Supplied data:
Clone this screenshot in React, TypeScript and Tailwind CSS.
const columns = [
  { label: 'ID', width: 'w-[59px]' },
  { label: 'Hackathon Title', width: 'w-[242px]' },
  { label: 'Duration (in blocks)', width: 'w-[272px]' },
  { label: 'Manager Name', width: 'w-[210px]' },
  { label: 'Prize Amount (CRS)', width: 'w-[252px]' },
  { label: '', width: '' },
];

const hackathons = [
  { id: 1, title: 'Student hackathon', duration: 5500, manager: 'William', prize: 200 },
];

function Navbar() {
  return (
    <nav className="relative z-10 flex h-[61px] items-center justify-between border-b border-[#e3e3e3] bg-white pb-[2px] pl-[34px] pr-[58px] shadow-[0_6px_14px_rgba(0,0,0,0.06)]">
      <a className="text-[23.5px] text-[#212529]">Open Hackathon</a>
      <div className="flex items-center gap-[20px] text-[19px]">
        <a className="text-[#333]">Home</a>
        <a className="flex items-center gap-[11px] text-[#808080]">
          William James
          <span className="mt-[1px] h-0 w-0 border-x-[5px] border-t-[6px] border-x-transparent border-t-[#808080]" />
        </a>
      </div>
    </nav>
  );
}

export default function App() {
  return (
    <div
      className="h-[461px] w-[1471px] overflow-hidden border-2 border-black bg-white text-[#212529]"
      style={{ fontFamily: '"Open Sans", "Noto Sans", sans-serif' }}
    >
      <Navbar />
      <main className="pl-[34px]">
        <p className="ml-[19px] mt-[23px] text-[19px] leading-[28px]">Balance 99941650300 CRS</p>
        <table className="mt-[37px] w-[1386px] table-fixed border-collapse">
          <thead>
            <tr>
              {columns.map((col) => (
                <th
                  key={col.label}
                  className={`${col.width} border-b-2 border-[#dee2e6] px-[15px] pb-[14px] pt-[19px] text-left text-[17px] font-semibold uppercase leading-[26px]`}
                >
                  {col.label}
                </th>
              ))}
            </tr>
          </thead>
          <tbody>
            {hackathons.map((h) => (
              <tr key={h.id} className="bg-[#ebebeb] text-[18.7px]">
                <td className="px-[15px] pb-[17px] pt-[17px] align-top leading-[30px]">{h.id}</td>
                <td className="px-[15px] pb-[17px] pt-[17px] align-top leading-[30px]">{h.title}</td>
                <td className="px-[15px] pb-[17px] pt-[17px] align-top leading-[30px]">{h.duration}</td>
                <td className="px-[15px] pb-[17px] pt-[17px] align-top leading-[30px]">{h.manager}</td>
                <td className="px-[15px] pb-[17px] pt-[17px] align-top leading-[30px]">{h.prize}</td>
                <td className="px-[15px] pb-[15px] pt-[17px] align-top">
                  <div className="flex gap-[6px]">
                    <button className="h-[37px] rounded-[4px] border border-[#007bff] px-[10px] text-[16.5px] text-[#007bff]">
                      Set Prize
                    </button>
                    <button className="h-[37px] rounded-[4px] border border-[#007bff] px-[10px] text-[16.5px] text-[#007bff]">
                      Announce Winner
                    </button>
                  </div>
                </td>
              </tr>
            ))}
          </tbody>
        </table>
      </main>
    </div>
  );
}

Exercise objective: Copy out the whole listing exactly.

Result:
Clone this screenshot in React, TypeScript and Tailwind CSS.
const columns = [
  { label: 'ID', width: 'w-[59px]' },
  { label: 'Hackathon Title', width: 'w-[242px]' },
  { label: 'Duration (in blocks)', width: 'w-[272px]' },
  { label: 'Manager Name', width: 'w-[210px]' },
  { label: 'Prize Amount (CRS)', width: 'w-[252px]' },
  { label: '', width: '' },
];

const hackathons = [
  { id: 1, title: 'Student hackathon', duration: 5500, manager: 'William', prize: 200 },
];

function Navbar() {
  return (
    <nav className="relative z-10 flex h-[61px] items-center justify-between border-b border-[#e3e3e3] bg-white pb-[2px] pl-[34px] pr-[58px] shadow-[0_6px_14px_rgba(0,0,0,0.06)]">
      <a className="text-[23.5px] text-[#212529]">Open Hackathon</a>
      <div className="flex items-center gap-[20px] text-[19px]">
        <a className="text-[#333]">Home</a>
        <a className="flex items-center gap-[11px] text-[#808080]">
          William James
          <span className="mt-[1px] h-0 w-0 border-x-[5px] border-t-[6px] border-x-transparent border-t-[#808080]" />
        </a>
      </div>
    </nav>
  );
}

export default function App() {
  return (
    <div
      className="h-[461px] w-[1471px] overflow-hidden border-2 border-black bg-white text-[#212529]"
      style={{ fontFamily: '"Open Sans", "Noto Sans", sans-serif' }}
    >
      <Navbar />
      <main className="pl-[34px]">
        <p className="ml-[19px] mt-[23px] text-[19px] leading-[28px]">Balance 99941650300 CRS</p>
        <table className="mt-[37px] w-[1386px] table-fixed border-collapse">
          <thead>
            <tr>
              {columns.map((col) => (
                <th
                  key={col.label}
                  className={`${col.width} border-b-2 border-[#dee2e6] px-[15px] pb-[14px] pt-[19px] text-left text-[17px] font-semibold uppercase leading-[26px]`}
                >
                  {col.label}
                </th>
              ))}
            </tr>
          </thead>
          <tbody>
            {hackathons.map((h) => (
              <tr key={h.id} className="bg-[#ebebeb] text-[18.7px]">
                <td className="px-[15px] pb-[17px] pt-[17px] align-top leading-[30px]">{h.id}</td>
                <td className="px-[15px] pb-[17px] pt-[17px] align-top leading-[30px]">{h.title}</td>
                <td className="px-[15px] pb-[17px] pt-[17px] align-top leading-[30px]">{h.duration}</td>
                <td className="px-[15px] pb-[17px] pt-[17px] align-top leading-[30px]">{h.manager}</td>
                <td className="px-[15px] pb-[17px] pt-[17px] align-top leading-[30px]">{h.prize}</td>
                <td className="px-[15px] pb-[15px] pt-[17px] align-top">
                  <div className="flex gap-[6px]">
                    <button className="h-[37px] rounded-[4px] border border-[#007bff] px-[10px] text-[16.5px] text-[#007bff]">
                      Set Prize
                    </button>
                    <button className="h-[37px] rounded-[4px] border border-[#007bff] px-[10px] text-[16.5px] text-[#007bff]">
                      Announce Winner
                    </button>
                  </div>
                </td>
              </tr>
            ))}
          </tbody>
        </table>
      </main>
    </div>
  );
}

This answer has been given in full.